Max Job running time

Dear HPC staff,

I’d like to ask if it is possible to have more than 48 hours running time for slurm jobs

Many thanks!

There is a oneweek partition that allows jobs up to 7 days of run time. To use it, add the following option to your job script:

#SBATCH --partition=oneweek

Note that there are no GPUs on this partition yet.

Thank you for your reply!
But when I add this command, after sbatch the job, this error message comes:
“Request node configuration is not avaliable”

Could you share your job script? What SBATCH options are you using?

Screen Shot 2020-11-04 at 12.16.15
Hi this is my slurm script. (I had a problem with copy/paste so I upload the screenshot)

The compute nodes on the oneweek partition only have 16 cores, so change the second option to:

#SBATCH --cpus-per-task=16

And then your job will submit successfully.

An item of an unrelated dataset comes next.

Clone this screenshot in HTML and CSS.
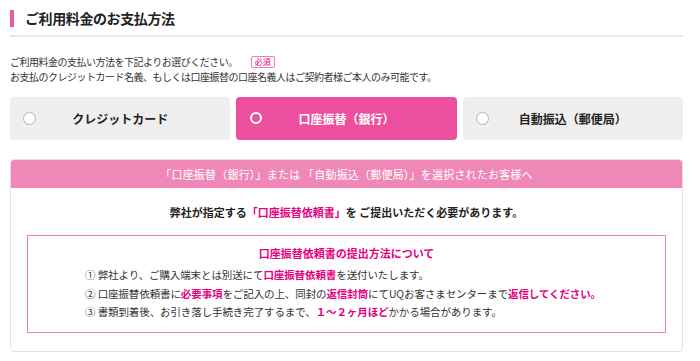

Thank you very much! It was submitted successfully. But the new problem is Node message:
“ReqNodeNotAvail, reserved for maintenance”.
I wonder if is an ongoing maintenance or there are still some problem in my script.

Yeah, there’s maintenance on Friday, so it will run once that is completed.

Thank you very much!

Hi Derek,

I have met another problem that my 9 out of 10 scripts were killed with this following message.
“terminate called after throwing an instance of ‘std::bad_alloc’
what(): std::bad_alloc”
And the only one didn’t have that error message also stopped running and had no feedback.

I wondered is that problem also due to maintenance? But my other scripts which did not run on the oneweek partition completed will.

That looks like the jobs do not have enough memory, but you are using --mem=0 to request all the available memory on a node. Most of the nodes on the oneweek partition have 64 GB, but there are two that have 256 GB. Change that line to --mem=248GB and --cpus-per-task=16 to use those nodes (some memory is reserved for Slurm, for example, so 248 GB is actually the max you can use).

Is there any potential to modify your R script to reduce memory usage? Please submit a ticket and share your R script there if needed.

Also, the local /tmp directories on compute nodes are limited. That could be part of the issue as well because R will automatically use /tmp. So try changing your TMPDIR with the shell command export TMPDIR=/scratch/$USER. This will automatically redirect temporary files to your scratch directory.